Confirmatory factor analysis has greater flexibility in control than EFA. With CFA, some factors may be specified as oblique (correlated with one another), whereas others are specified to be orthogonal (uncorrelated with one another). Within a single EFA, the factors are interpreted as either oblique or orthogonal but not a combination of the two. In addition, CFA allows the researcher to flexibly impose additional constraints subject to theory (e.g., allowing correlated uniqueness). However, a benefit of EFA is that no such theoretical constraints or specifications are needed. Therefore, if none exist, then EFA may be a better choice.
References:
- Gorsuch, R. L. (2003). Factor analysis. In J. A. Schinka & W. F. Velicer (Eds.), Handbook of psychology: Research methods in psychology (Vol. 2, pp. 143-164). Hoboken, NJ: Wiley.
- Hurley, A. E., Scandura, T. A., Schriesheim, C. A., Brannick, M. T., Seers, A., Vandenberg, R. J., & Williams, L. J. (1997). Exploratory and confirmatory factor analysis: Guidelines, issues, and alternatives. Journal of Organizational Behavior, 18, 667-683.

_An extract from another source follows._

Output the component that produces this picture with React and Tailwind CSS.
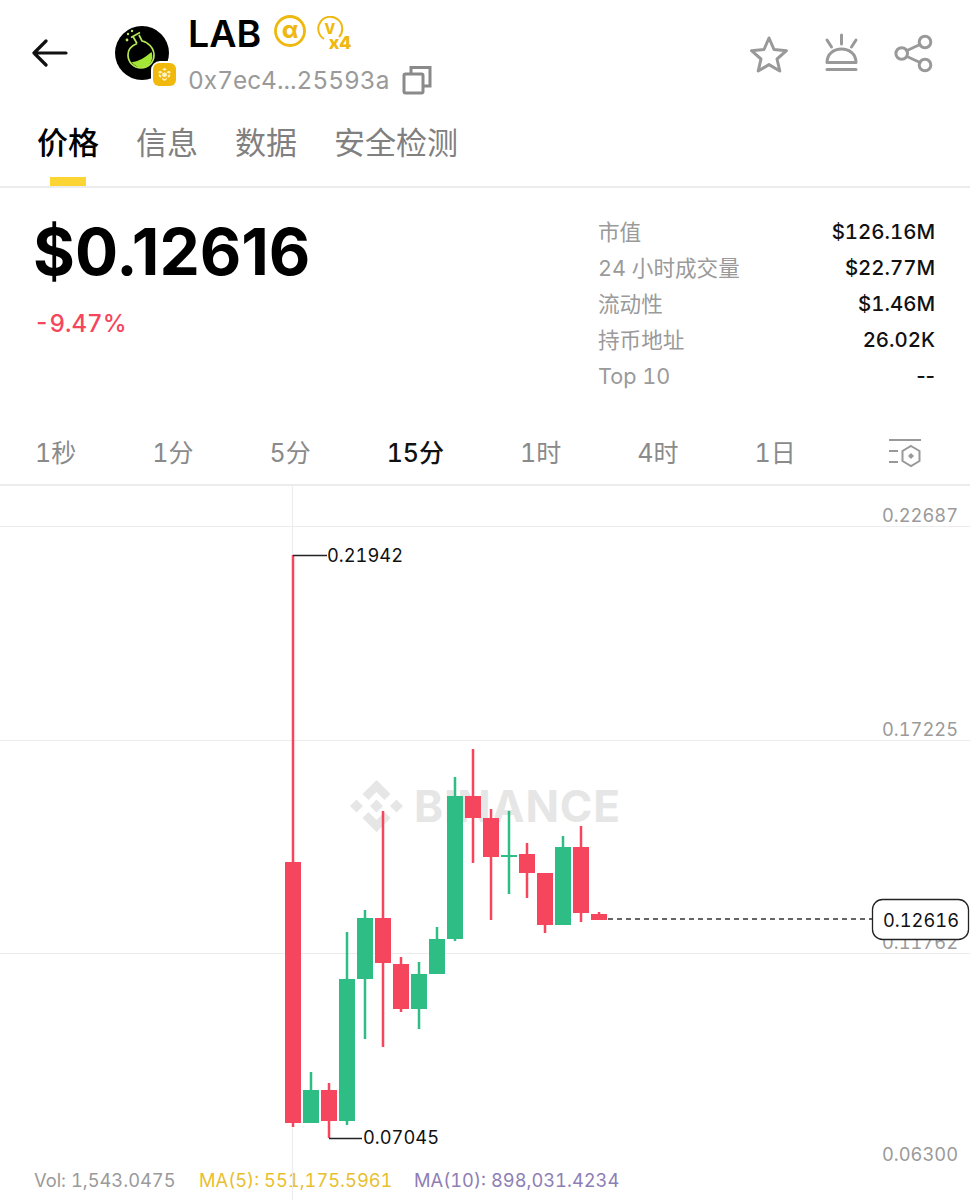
import React from 'react';

const FONT = "font-['Inter','Noto_Sans_CJK_SC',sans-serif]";

const stats = [
  { label: '市值', value: '$126.16M' },
  { label: '24 小时成交量', value: '$22.77M' },
  { label: '流动性', value: '$1.46M' },
  { label: '持币地址', value: '26.02K' },
  { label: 'Top 10', value: '--' },
];

const frames = ['1秒', '1分', '5分', '15分', '1时', '4时', '1日'];

// x = wick centre, page coordinates
const candles = [
  { x: 293, up: false, top: 862, bottom: 1123, high: 555, low: 1127 },
  { x: 311, up: true, top: 1090, bottom: 1123, high: 1072, low: 1123 },
  { x: 329, up: false, top: 1090, bottom: 1121, high: 1083, low: 1138 },
  { x: 347, up: true, top: 979, bottom: 1121, high: 932, low: 1125 },
  { x: 365, up: true, top: 918, bottom: 979, high: 910, low: 1039 },
  { x: 383, up: false, top: 918, bottom: 963, high: 811, low: 1047 },
  { x: 401, up: false, top: 964, bottom: 1009, high: 957, low: 1012 },
  { x: 419, up: true, top: 974, bottom: 1009, high: 962, low: 1029 },
  { x: 437, up: true, top: 939, bottom: 974, high: 927, low: 974 },
  { x: 455, up: true, top: 796, bottom: 939, high: 777, low: 941 },
  { x: 473, up: false, top: 796, bottom: 818, high: 749, low: 863 },
  { x: 491, up: false, top: 818, bottom: 857, high: 809, low: 920 },
  { x: 509, up: true, top: 855, bottom: 857, high: 811, low: 894 },
  { x: 527, up: false, top: 854, bottom: 873, high: 843, low: 898 },
  { x: 545, up: false, top: 873, bottom: 925, high: 873, low: 933 },
  { x: 563, up: true, top: 847, bottom: 925, high: 836, low: 925 },
  { x: 581, up: false, top: 847, bottom: 913, high: 826, low: 922 },
  { x: 599, up: false, top: 914, bottom: 920, high: 912, low: 920 },
];

const axis = [
  { y: 526, textY: 522, label: '0.22687' },
  { y: 740, textY: 736, label: '0.17225' },
  { y: 953, textY: 949, label: '0.11762' },
  { y: 1166, textY: 1161, label: '0.06300' },
];

const Avatar = () => (
  <div className="relative w-[54px] h-[54px] shrink-0">
    <svg viewBox="0 0 54 54" className="w-[54px] h-[54px]">
      <circle cx="27" cy="27" r="27" fill="#000" />
      <path d="M16.500 36c5 .5 13-4 20-10 1.500 4 1 9-2.500 12.500-5 5-13 3.500-17.500-2.500z" fill="#a3e635" />
      <path d="M22 17.500c-5 2-9 6-9 11.500a13 13 0 0 0 26 0c0-7-6-13-12-14l-3-6" fill="none" stroke="#b5e853" strokeWidth="1.700" />
      <path d="M22 17.500l-4-7M16 11.500l9-5" fill="none" stroke="#b5e853" strokeWidth="1.700" />
      <circle cx="13" cy="8" r="1.200" fill="#b5e853" />
      <circle cx="17" cy="5" r="1.200" fill="#b5e853" />
      <circle cx="12" cy="14" r="1.400" fill="#b5e853" />
    </svg>
    <div className="absolute left-[36px] top-[35px] w-[27px] h-[27px] rounded-[9px] bg-white flex items-center justify-center">
      <div className="w-[23px] h-[23px] rounded-[6px] bg-[#f0b90b] flex items-center justify-center">
        <svg viewBox="0 0 16 16" className="w-[15px] h-[15px]" fill="#fff3c4">
          <path d="M8 1l2.500 1.500L8 4 5.500 2.500zM3.500 4L6 5.500 3.500 7 1.500 6V5zM12.500 4l2 1v1l-2 1L10 5.500zM8 5.500L10.500 7v2.500L8 11 5.500 9.500V7zM2 7.500l2.500 1.500v2.500L2 10zM14 7.500V10l-2.500 1.500V9zM5.500 11.500L8 13l2.500-1.500v1.500L8 15l-2.500-2z" />
        </svg>
      </div>
    </div>
  </div>
);

const CopyIcon = () => (
  <svg viewBox="0 0 30 30" className="w-[30px] h-[30px]" fill="none" stroke="#8a8a8a" strokeWidth="3">
    <rect x="2" y="9" width="19" height="19" rx="1.500" />
    <path d="M9 8V2.500h19V21h-6" />
  </svg>
);

const Badges = () => (
  <div className="flex items-start ml-[12px] mt-[3px]">
    <svg viewBox="0 0 34 34" className="w-[34px] h-[34px]">
      <circle cx="17" cy="17" r="14.500" fill="none" stroke="#eeb80f" strokeWidth="2.800" />
      <text x="17" y="24" textAnchor="middle" fontSize="23" fontWeight="800" fill="#eeb80f" fontFamily="Inter">α</text>
    </svg>
    <svg viewBox="0 0 40 36" className="w-[40px] h-[36px] ml-[8px] mt-[2px]">
      <path d="M9 23a12 12 0 1 1 15-2" fill="none" stroke="#eeb80f" strokeWidth="2" />
      <text x="15" y="18" textAnchor="middle" fontSize="14" fontWeight="800" fill="#eeb80f" fontFamily="Inter">V</text>
      <text x="25" y="33" textAnchor="middle" fontSize="18" fontWeight="800" fill="#eeb80f" fontFamily="Inter">x4</text>
    </svg>
  </div>
);

const HeaderActions = () => (
  <svg viewBox="748 30 190 44" className="w-[190px] h-[44px]" fill="none" stroke="#999" strokeWidth="3" strokeLinecap="round" strokeLinejoin="round">
    <path d="M769 37l5 11.500 12.500 1.200-9.500 8.300 2.800 12-10.800-6.400-10.800 6.400 2.800-12-9.500-8.300 12.500-1.200z" />
    <path d="M827 61.500c0-18 29-18 29 0zM827 68.500h29" />
    <path d="M841.500 34v9M827 39l4.500 7M856 39l-4.500 7" />
    <circle cx="901.700" cy="52.500" r="5.800" />
    <circle cx="925" cy="41" r="5.800" />
    <circle cx="925" cy="64" r="5.800" />
    <path d="M907 49.500l13-6M907 55.500l13 6" />
  </svg>
);

const IndicatorIcon = () => (
  <svg viewBox="0 0 34 34" className="w-[34px] h-[34px] ml-[16px]" fill="none" stroke="#999" strokeWidth="2">
    <path d="M1 3h32M1 14h9M1 25h9" />
    <path d="M23 9l8.500 5v10L23 29l-8.500-5V14z" />
    <path d="M23 16l3 3-3 3-3-3z" fill="#999" stroke="none" />
  </svg>
);

const Watermark = () => (
  <g fill="#e6e6e6">
    <path d="M376.500 780l14 14-6 6-8-8-8 8-6-6zM350 806l6.500-6.500 6.500 6.500-6.500 6.500zM376.500 799.500l6.500 6.500-6.500 6.500-6.500-6.500zM403 806l-6.500 6.500L390 806l6.500-6.500zM376.500 832l-14-14 6-6 8 8 8-8 6 6z" />
    <text x="414" y="822" fontSize="44" fontWeight="700" textLength="206" fontFamily="Inter">BINANCE</text>
  </g>
);

const Chart = () => (
  <svg viewBox="0 486 970 680" className="block w-[970px] h-[680px] tabular-nums">
    {axis.map((a) => (
      <line key={a.y} x1="0" x2="970" y1={a.y + 0.5} y2={a.y + 0.5} stroke="#ececec" />
    ))}
    <line x1="292.500" x2="292.500" y1="486" y2="1166" stroke="#ececec" />
    <Watermark />
    {axis.map((a) => (
      <text key={a.label} x="958" y={a.textY} textAnchor="end" fontSize="18.300" fill="#9a9a9a" fontFamily="Inter">{a.label}</text>
    ))}

    {candles.map((c) => {
      const color = c.up ? '#2ebd85' : '#f6465d';
      return (
        <g key={c.x}>
          <rect x={c.x - 1.25} y={c.high} width="2.500" height={c.low - c.high} fill={color} />
          <rect x={c.x - 8} y={c.top} width="16" height={c.bottom - c.top} fill={color} />
        </g>
      );
    })}

    <path d="M293 555.500h34M329 1138.500h33" stroke="#222" strokeWidth="1.500" />
    <text x="327" y="562" fontSize="18.300" fill="#111" fontFamily="Inter">0.21942</text>
    <text x="363" y="1144" fontSize="18.300" fill="#111" fontFamily="Inter">0.07045</text>

    <line x1="608" x2="872" y1="919" y2="919" stroke="#333" strokeWidth="1.500" strokeDasharray="5 4" />
    <rect x="872.500" y="899.500" width="96" height="40" rx="10" fill="#fff" stroke="#222" strokeWidth="1.300" />
    <text x="921" y="927" textAnchor="middle" fontSize="18.300" fill="#111" fontFamily="Inter">0.12616</text>
  </svg>
);

export default function App() {
  return (
    <div className={`${FONT} w-[970px] h-[1200px] overflow-hidden bg-white text-black tabular-nums`}>
      {/* Top bar */}
      <div className="h-[106px] flex items-center pl-[32px] pr-[32px]">
        <svg viewBox="0 0 36 28" className="w-[36px] h-[28px] shrink-0" fill="none" stroke="#111" strokeWidth="3.200" strokeLinecap="round" strokeLinejoin="round">
          <path d="M34 14H2M14 2L2 14l12 12" />
        </svg>
        <div className="ml-[47px]">
          <Avatar />
        </div>
        <div className="ml-[19px] flex flex-col">
          <div className="flex items-start h-[46px]">
            <span className="text-[37.500px] leading-[46px] font-semibold">LAB</span>
            <Badges />
          </div>
          <div className="flex items-center h-[32px] mt-[7px]">
            <span className="text-[24.400px] leading-[32px] text-[#9a9a9a]">0x7ec4...25593a</span>
            <div className="ml-[13px]">
              <CopyIcon />
            </div>
          </div>
        </div>
        <div className="ml-auto">
          <HeaderActions />
        </div>
      </div>

      {/* Tabs */}
      <div className="h-[82px] border-b-2 border-[#ececec] flex gap-[37px] px-[37px] pt-[18px]">
        <div className="flex flex-col">
          <span className="text-[31px] leading-[38px] font-medium">价格</span>
          <div className="w-[36px] h-[9px] bg-[#fcd535] mx-auto mt-[15px]" />
        </div>
        <span className="text-[31px] leading-[38px] text-[#808080]">信息</span>
        <span className="text-[31px] leading-[38px] text-[#808080]">数据</span>
        <span className="text-[31px] leading-[38px] text-[#808080]">安全检测</span>
      </div>

      {/* Price + stats */}
      <div className="h-[232px] flex justify-between pt-[26px] pl-[33px] pr-[35px]">
        <div>
          <div className="text-[64px] leading-[76px] font-bold normal-nums">$0.12616</div>
          <div className="text-[24px] leading-[30px] mt-[19px] ml-[1px] text-[#f6465d] font-medium">-9.47%</div>
        </div>
        <div className="w-[337px]">
          {stats.map((s) => (
            <div key={s.label} className="h-[36px] flex items-center justify-between text-[21.600px]">
              <span className="text-[#9a9a9a]">{s.label}</span>
              <span className={s.value === '--' ? 'font-medium text-[20.400px] text-[#111] normal-nums' : 'font-medium text-[20.400px] text-[#111]'}>{s.value}</span>
            </div>
          ))}
        </div>
      </div>

      {/* Timeframes */}
      <div className="h-[66px] border-b-2 border-[#ececec] flex items-center gap-[76px] pl-[35px] pt-[3px]">
        {frames.map((f) => (
          <span key={f} className={f === '15分' ? 'text-[25px] font-medium text-[#111]' : 'text-[25px] text-[#8a8a8a]'}>{f}</span>
        ))}
        <IndicatorIcon />
      </div>

      <Chart />

      {/* Legend */}
      <div className="relative h-[34px] flex items-center pl-[34px] pb-[4px] text-[18.300px]">
        <div className="absolute left-[292px] top-0 bottom-0 w-px bg-[#ececec]" />
        <span className="text-[#9a9a9a] w-[165px]">Vol: 1,543.0475</span>
        <span className="text-[#e8bf2f] w-[215px]">MA(5): 551,175.5961</span>
        <span className="text-[#8d7eb5]">MA(10): 898,031.4234</span>
      </div>
    </div>
  );
}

- Lance, C. E., & Vandenberg, R. J. (2002). Confirmatory factor analysis. In F. Drasgow & N. Schmitt (Eds.), Measuring and analyzing behavior in organizations: Advances in measurement and data analysis (pp. 221254). San Francisco: Jossey-Bass.
- Preacher, K. J., & MacCallum, R. C. (2003). Repairing Tom Swift’s electric factor analysis machine. Understanding Statistics, 2, 13-43.
- Thompson, B. (2004). Exploratory and confirmatory factor analysis: Understanding concepts and applications. Washington, DC: American Psychological Association.
- Vandenberg, R. J., & Lance, C. E. (2000). A review and synthesis of the measurement invariance literature: Suggestions, practices, and recommendations for organizational research. Organizational Research Methods, 3, 4-69.